Wealthier nations pledge more funds to help poorer ones to fight climate change
Green Climate Fund continues to attract more pledges even as wealthier countries on Friday promised nearly $9.8 billion over the next four years to an international fund to help poorer nations develop cleanly and adapt to climate stresses, with nearly a dozen nations doubling their previous commitments.
The total was slightly higher than the $9.3 billion committed to the Green Climate Fund (GCF) at its first pledging conference in 2014, and came despite the absence of commitments by previous major donors such as the United States.

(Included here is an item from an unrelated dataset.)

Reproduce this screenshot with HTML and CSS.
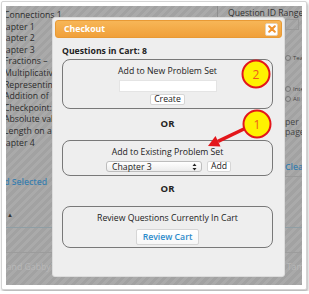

Climate finance analysts welcomed the stepped-up pledges – 11 of the 27 donor governments doubled their previous commitments – but said the totals were not rising as fast as the climate-change threats poor nations must deal with.
“It’s quite clear we have governments all over the world declaring climate emergencies, and far more finance from all sources is needed to adequately address the challenge,” said Joe Thwaites, a finance researcher with the U.S.-based World Resources Institute.
In its first five years the fund received total promises of a little over $10 billion.
But because the United States, under President Donald Trump, reneged on two-thirds of its initial $3 billion pledge, and currency values changed, it effectively had only $7.2 billion to spend, said Yannick Glemarec, its executive director.
The new commitments, if fulfilled, will effectively give it 70% more money to spend each year, with additional pledges likely in coming months, he said.
The funding is still a drop in the ocean compared with the estimated $3 trillion to $7 trillion a year needed to shift the world’s economy onto a more sustainable and climate-friendly path, Glemarec said.
But if used to show what is possible in developing nations and cut risks for private investors there, it could help spur the much larger investments needed to make that shift, he said.
Gas-rich Qatar, at the U.N. Secretary-General’s climate summit in New York last month, pledged $100 million to help least-developed countries and struggling small islands cope with climate threats.
Other countries who pledged to double their contributions include New Zealand,South Korea,Canada and Japan.